3) Christology (the person, nature, role of Christ) informs soteriology (the doctrine of salvation)
"soter" = "savior"
"And you can see how the concepts of christology and soteriology would have to be interrelated because what you believe about the Savior has to be consistent some way with what you believe about salvation, how salvation works. It works the other way too, because, if you start with the soteriology, you end up being forced to back into the corresponding christology. In other words, if you start with assumptions about how salvation works and what salvation is, then you back into an understanding of how the Savior saves.  " 16:03-16:38
10:22-16:44

"[Remember,] this class is about historical Christianity and historical theology; this class is not about what you believe.
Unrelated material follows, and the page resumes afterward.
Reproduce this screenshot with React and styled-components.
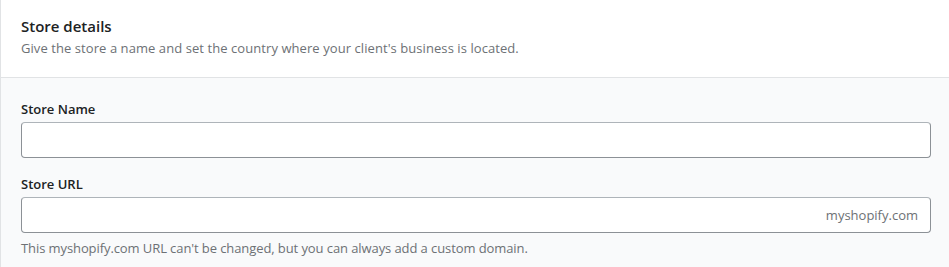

So, none of your papers are going to be faith statements or your own perspective. You'll have plenty of time for that in other courses, but this course is about understanding the foundation. So you gotta get that first before you go on from there." 
25:52-26:14

"The history of early and medieval Church is, at the same time, everyone's and no one's tradition. Here's what I mean by that: 
   It is everyone's tradition because the early and medieval Church is the trunk of the family tree that we are all apart of, regardless of your denomination. Everything we are going to study in this class is your tradition, because this is the background of your Christianity. This is not just Eastern Christianity or Catholic Christianity, this is Christianity. And so, what we are going to study in this class belongs to you as a descendant, a spiritual descendant of the people you're going to be studying. These people you're going to be reading, they are that great cloud of witnesses that cheers you on in the race of faith.
   On the other hand, when I say that the early and medieval Church is no one's tradition, I mean this:
   When we read documents, we often try to find ourselves in the document. And that's natural. If I was writing fiction, I would create a protagonist that people could identify with. That's good writing. And so it's natural to look, to try to find yourself in the text. But the problem with that is there's no one like you living at that time. And what I mean by that is that the world was so very different from the world we live in that it's difficult to relate to some of these people on the level of 'oh, this person is like me,' 'I can relate to this person,' 'I can put myself in their shoes.' 
    One of the aspects of this is the issue of race. 
    Race in the ancient world is a very different thing than what is it now, because I imagine that immediately when I said the word 'race,' the first thing you thought of was skin color. And there's a very good reason for that because there's a sad history in [the United States] and in other [countries] in the last several hundred years that makes us think that way. But in the ancient world, race had nothing to do with skin color. In the ancient world, race was where you were from. So, my race would be the Italian race [. ...] But skin color wasn't nearly the issue back then that it is now. And in fact, even slavery was different than what you think of when you think about slavery in the history of [the United States], for example. 
   You will read about slavery. And there were a lot of slaves in the Roman world. But slavery was not justified on the basis of skin color back then; slavery was justified on the basis of the rights of conquest. If my country conquers your country, I can make you slaves; if your country conquers my country, then you can make me a slave -- but it has nothing to do with skin color, and it is nothing to do with assumptions that one group of people is less human than another. In fact, it was widely acknowledged in the Roman world that Greek slaves were good for teaching your children because they were smart. The idea is that you sort of have to put that out of your mind a little bit, as much as you can. 
   What that means is when we read these documents, we have no way of knowing, in virtually all cases, what these authors or these people looked like. Even when you read that someone is from North Africa, for example. North Africa was a coastal area, kind of the Los Angeles of the ancient world, where most people are from somewhere else. So you can't assume that people looked a certain way based on where you think they were from in the ancient world. [...]  [Again,] you just have to sort of go into this knowing that when you read these texts, you can't assume that you know what people looked like or that you can relate to certain people because you think they might have looked like you. [...]"   
27:20-33:26

"Now, I'm not saying that they didn't have racism in the ancient world. Because they did. It just wasn't based on skin color. It was based on language. Racism in the ancient world wasn't based on how you looked, it was based on sound you sounded. If you could be speak Greek or Latin, you were civilized; if you could not speak Greek or Latin, then you're a barbarian. That's the racism of the ancient world, at least in simplified form."